Dalton also highlighted his role in the new STEM learning network and in economic development partnerships in northeastern North Carolina.
"When the people start listening to that, looking at that, and figuring out who’s going to be the leader that really will drive education in the future and jobs in the future, I think they’ll embrace my candidacy," he said.
Watch the unedited video at right.
Orange Co. Rep. Bill Faison is well behind Dalton and Etheridge in every poll published so far, despite a week's worth of statewide ads (since discontinued).
But he says two key factors will set him apart in the minds of voters.
"The other candidates are career politicians. I'm not," Faison said today. "My career's in other places. I am a part-time politician. And the other thing is, I'm the only candidate in either party with a jobs plan."

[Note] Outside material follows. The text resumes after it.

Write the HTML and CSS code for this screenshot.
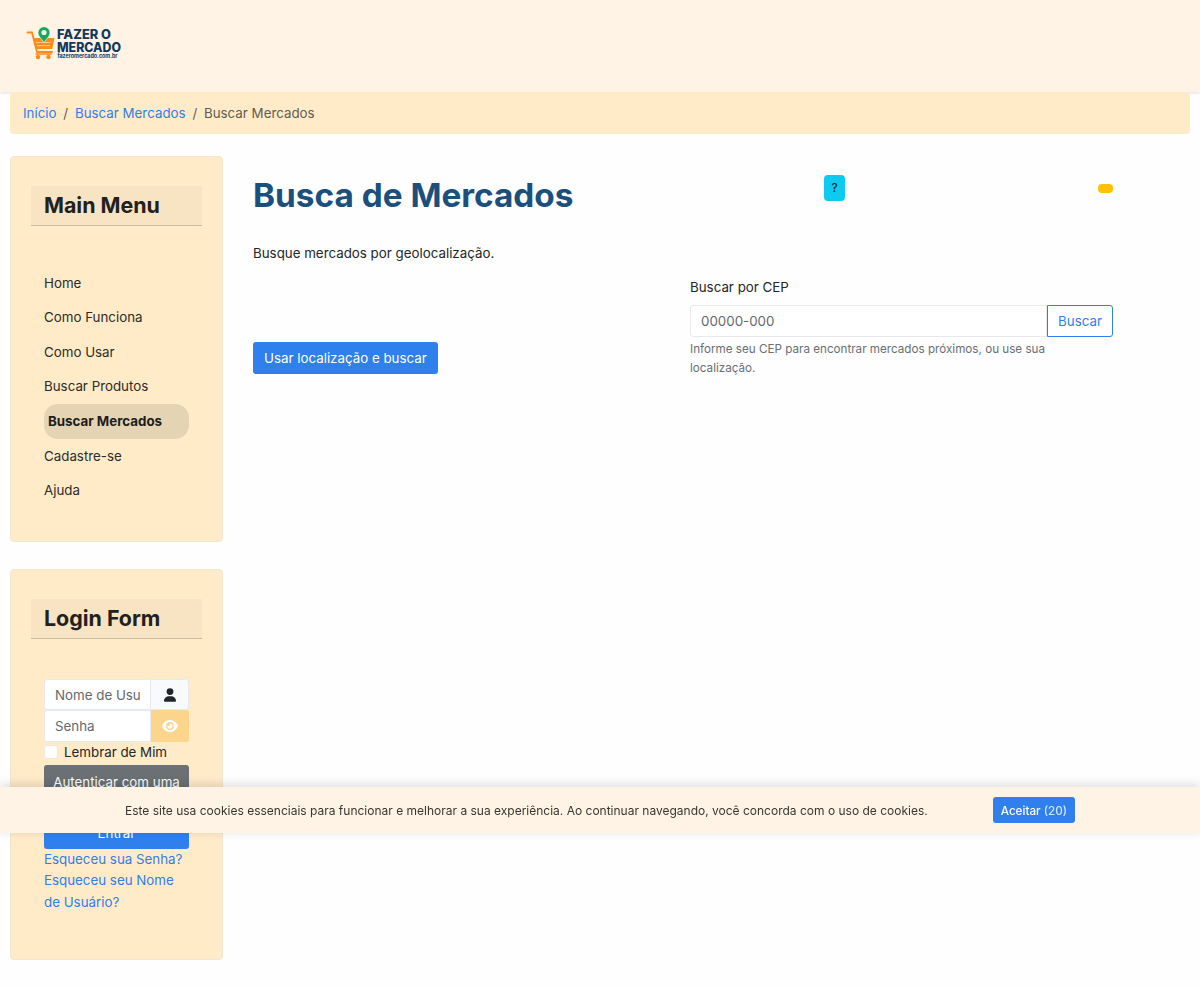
FILE: index.html
```html
<!DOCTYPE html>
<html lang="pt-br">
<head>
  <meta charset="UTF-8">
  <title>Busca de Mercados</title>
  <link rel="stylesheet" href="styles.css">
</head>
<body>

  <header class="site-header">
    <a href="#" class="brand">
      <svg width="110" height="40" viewBox="0 0 110 40">
        <!-- cart -->
        <path d="M1.500 6.500h4.500l5 19.500h15" fill="none" stroke="#fb8c1a" stroke-width="1.900" stroke-linecap="round" stroke-linejoin="round"/>
        <path d="M7 12h21.500l-2.200 11H10z" fill="#fb8c1a"/>
        <path d="M10 16.500h14.500M11 19.700h13" stroke="#ffdcb5" stroke-width="0.800"/>
        <path d="M10 28h15.500" stroke="#fb8c1a" stroke-width="1.500" stroke-linecap="round"/>
        <circle cx="12" cy="31" r="2.200" fill="#fb8c1a"/>
        <circle cx="22.500" cy="31" r="2.200" fill="#fb8c1a"/>
        <!-- pin -->
        <path d="M18 16.500C15 12.300 12 10 12 6.700a6 6 0 0 1 12 0c0 3.300-3 5.600-6 9.800z" fill="#16a75c" stroke="#fff3e6" stroke-width="0.700"/>
        <circle cx="18" cy="6.500" r="2.600" fill="#fff3e6"/>
        <text x="31" y="13.300" class="brand-name" textLength="54" lengthAdjust="spacingAndGlyphs">FAZER O</text>
        <text x="31" y="25.700" class="brand-name" textLength="64" lengthAdjust="spacingAndGlyphs">MERCADO</text>
        <text x="31.500" y="32.200" class="brand-url" textLength="60" lengthAdjust="spacingAndGlyphs">fazeromercado.com.br</text>
      </svg>
    </a>
  </header>

  <div class="container">
    <nav>
      <ol class="breadcrumb">
        <li><a href="#">Início</a></li>
        <li><a href="#">Buscar Mercados</a></li>
        <li>Buscar Mercados</li>
      </ol>
    </nav>

    <div class="layout">
      <aside class="sidebar">
        <div class="card card-menu">
          <h3 class="card-header">Main Menu</h3>
          <ul class="menu">
            <li><a href="#">Home</a></li>
            <li><a href="#">Como Funciona</a></li>
            <li><a href="#">Como Usar</a></li>
            <li><a href="#">Buscar Produtos</a></li>
            <li class="active"><a href="#">Buscar Mercados</a></li>
            <li><a href="#">Cadastre-se</a></li>
            <li><a href="#">Ajuda</a></li>
          </ul>
        </div>

        <div class="card card-login">
          <h3 class="card-header">Login Form</h3>
          <form class="login-form">
            <div class="input-group">
              <input type="text" class="form-control" placeholder="Nome de Usuário">
              <span class="input-addon">
                <svg width="12" height="14" viewBox="0 0 448 512"><path fill="currentColor" d="M224 256a128 128 0 1 0 0-256 128 128 0 1 0 0 256zm-45.700 48C79.800 304 0 383.800 0 482.300 0 498.700 13.300 512 29.700 512h388.600c16.400 0 29.700-13.300 29.700-29.700 0-98.500-79.800-178.300-178.300-178.300z"/></svg>
              </span>
            </div>
            <div class="input-group">
              <input type="password" class="form-control" placeholder="Senha">
              <button type="button" class="input-addon btn-eye">
                <svg width="16" height="14" viewBox="0 0 576 512"><path fill="currentColor" fill-rule="evenodd" d="M288 32C207 32 142 69 95 113 48 156 17 208 3 244c-3 8-3 17 0 25 14 35 45 87 92 131 47 43 112 80 193 80s146-37 193-80c47-44 78-96 93-131 3-8 3-17 0-25-15-36-46-88-93-131C434 69 369 32 288 32zM144 256a144 144 0 1 1 288 0 144 144 0 1 1-288 0zm144-64c0 35-29 64-64 64-7 0-14-1-20-3-6-2-12 2-12 7 0 7 1 14 3 21 14 51 66 82 118 68s82-67 68-118c-11-41-48-69-89-71-5 0-9 6-7 12 2 6 3 13 3 20z"/></svg>
              </button>
            </div>
            <label class="remember"><input type="checkbox"> Lembrar de Mim</label>
            <button type="button" class="btn btn-secondary">Autenticar com uma chave de acesso</button>
            <button type="button" class="btn btn-primary">Entrar</button>
            <a href="#">Esqueceu sua Senha?</a>
            <a href="#">Esqueceu seu Nome de Usuário?</a>
          </form>
        </div>
      </aside>

      <main class="content">
        <div class="title-row">
          <h1>Busca de Mercados</h1>
          <button class="btn-help">?</button>
          <span class="badge"></span>
        </div>
        <p class="intro">Busque mercados por geolocalização.</p>
        <div class="search-row">
          <button class="btn btn-primary btn-locate">Usar localização e buscar</button>
          <div class="cep">
            <label for="cep">Buscar por CEP</label>
            <div class="input-group">
              <input type="text" id="cep" class="form-control" placeholder="00000-000">
              <button class="btn btn-outline">Buscar</button>
            </div>
            <div class="form-text">Informe seu CEP para encontrar mercados próximos, ou use sua localização.</div>
          </div>
        </div>
      </main>
    </div>
  </div>

  <div class="cookie-bar">
    <span>Este site usa cookies essenciais para funcionar e melhorar a sua experiência. Ao continuar navegando, você concorda com o uso de cookies.</span>
    <button class="btn-accept">Aceitar <span>(20)</span></button>
  </div>

</body>
</html>
```
FILE: styles.css
```css
* {
  box-sizing: border-box;
}

body {
  margin: 0;
  min-height: 987px;
  font-family: Inter, sans-serif;
  font-size: 13.340px;
  line-height: 21.330px;
  color: #22262a;
  background-color: #fefefe;
}

a {
  color: #2f7eea;
  text-decoration: none;
}

button,
input {
  font: inherit;
  margin: 0;
}

h1,
h3,
p,
ul,
ol {
  margin: 0;
  padding: 0;
}

ul,
ol {
  list-style: none;
}

.site-header {
  height: 92px;
  padding: 26px 26px 0;
  background-color: #fff3e6;
  box-shadow: 0 1px 3px rgba(0, 0, 0, 0.12);
}

.brand svg {
  display: block;
}

.brand-name {
  font-size: 12.500px;
  font-weight: 800;
  fill: #12395b;
}

.brand-url {
  font-size: 5.500px;
  font-weight: 700;
  fill: #12395b;
}

.container {
  padding: 0 10px;
}

.breadcrumb {
  display: flex;
  height: 42px;
  padding: 11px 13px 9px;
  margin-bottom: 21.500px;
  background-color: #ffebc8;
  border-radius: 4px;
  color: #5f5b50;
}

.breadcrumb li + li::before {
  content: "/";
  padding: 0 6.800px;
}

.layout {
  display: flex;
  align-items: flex-start;
  gap: 30px;
}

.sidebar {
  width: 213px;
  display: grid;
  grid-template-columns: 100%;
  gap: 27px;
}

.card {
  padding: 29px 20px 0;
  background-color: #ffebc8;
  border: 1px solid #f3e6d0;
  border-radius: 4px;
}

.card-menu {
  height: 386.500px;
}

.card-login {
  height: 391px;
}

.card-header {
  height: 40.300px;
  padding: 6px 13px;
  font-size: 21.400px;
  font-weight: 700;
  line-height: 27px;
  color: #212121;
  background-color: #f8e4c2;
  border-bottom: 1px solid #c9baa0;
}

/* Sidebar menu */
.menu {
  padding: 40.200px 13px 0;
}

.menu li {
  height: 34.500px;
  padding: 6.700px 0 0;
}

.menu a {
  color: #2c2c29;
}

.menu .active {
  height: 35.300px;
  padding: 7.200px 4px 0;
  background-color: #e5d4b4;
  border-radius: 14px;
}

.menu .active a {
  font-weight: 700;
  color: #1d1d1b;
}

/* Login */
.login-form {
  display: flex;
  flex-direction: column;
  padding: 39.500px 13px 0;
}

.input-group {
  display: flex;
  height: 31.500px;
}

.form-control {
  flex: 1;
  min-width: 0;
  padding: 5px 10px 3px;
  color: #212529;
  background-color: #fff;
  border: 1px solid #e6e9ee;
  border-radius: 3px 0 0 3px;
}

.form-control::placeholder {
  color: #63686d;
  opacity: 1;
}

.input-addon {
  display: flex;
  align-items: center;
  justify-content: center;
  width: 38px;
  padding: 0;
  background-color: #f8fafd;
  border: 1px solid #e6e9ee;
  border-left: 0;
  border-radius: 0 3px 3px 0;
}

.btn-eye {
  color: #fff;
  background-color: #fcd58c;
  border-color: #fcd58c;
}

.remember {
  display: flex;
  align-items: center;
  gap: 6px;
}

.remember input {
  appearance: none;
  width: 14px;
  height: 14px;
  background-color: #fff;
  border: 1px solid #eee8df;
  border-radius: 3px;
}

.btn {
  padding: 5px 9px;
  color: #fff;
  border: 1px solid transparent;
  border-radius: 3px;
}

.btn-primary {
  background-color: #2f80ed;
}

.btn-secondary {
  height: 53px;
  margin-top: 1.800px;
  padding: 6px 4px 4px;
  background-color: #6a7074;
}

.btn-secondary + .btn-primary {
  height: 31px;
  padding: 4px 9px;
}

.btn-outline {
  padding: 5px 10px 3px;
  color: #2f80ed;
  background-color: #fff;
  border-color: #2f80ed;
  border-radius: 0 3px 3px 0;
}

/* Main column */
.content {
  flex: 1;
  padding-top: 18.500px;
}

.title-row {
  display: flex;
  align-items: flex-start;
  width: 860px;
}

h1 {
  width: 571px;
  font-size: 33.340px;
  font-weight: 700;
  line-height: 42px;
  color: #1b4f7d;
}

.btn-help {
  width: 21px;
  height: 26px;
  margin-top: 1px;
  padding: 2px 0 0;
  font-size: 11.670px;
  font-weight: 500;
  color: #0c2a31;
  background-color: #0dcaf0;
  border: 0;
  border-radius: 4px;
}

.badge {
  width: 15px;
  height: 9px;
  margin: 10px 0 0 auto;
  background-color: #ffc107;
  border-radius: 4px;
}

.intro {
  margin-top: 26.700px;
}

.search-row {
  display: flex;
  align-items: flex-end;
  justify-content: space-between;
  width: 860px;
  margin-top: 12.700px;
}

.btn-locate {
  height: 32px;
  margin-bottom: 3px;
  padding: 2px 10px 0;
}

.cep {
  width: 423px;
}

.cep label {
  display: block;
  margin-bottom: 7.200px;
}

.form-text {
  width: 360px;
  margin-top: 3.500px;
  font-size: 11.670px;
  line-height: 18.300px;
  color: #6a6f74;
}

/* Cookie notice, sits over the page */
.cookie-bar {
  position: fixed;
  top: 787px;
  left: 0;
  right: 0;
  display: flex;
  align-items: center;
  justify-content: center;
  gap: 65px;
  height: 46px;
  font-size: 12px;
  line-height: 21px;
  color: #3a352f;
  background-color: #fff3e6;
  box-shadow: 0 -2px 10px rgba(0, 0, 0, 0.15);
}

.btn-accept {
  height: 26px;
  padding: 2px 8px 0;
  color: #fff;
  font-size: 11.670px;
  font-weight: 500;
  background-color: #2f80ed;
  border: 0;
  border-radius: 3px;
}

.btn-accept span {
  opacity: 0.8;
}
```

Faison cemented his outsider status today by refusing to release his tax returns - a position at odds with his party leaders, who've called on Republican frontrunner Pat McCrory to release his.
Dalton and Etheridge say they'll release their tax returns. Faison says that's appropriate, since they're paid with public money. And he says McCrory should release his returns, too, since he's worked for a corporation recently.
But Faison won't release his own records. As a private business owner, he says, there's no need to do so.
"I don't think that those things in any fashion play into or impact my role as governor," he said.
Watch the full interview at right.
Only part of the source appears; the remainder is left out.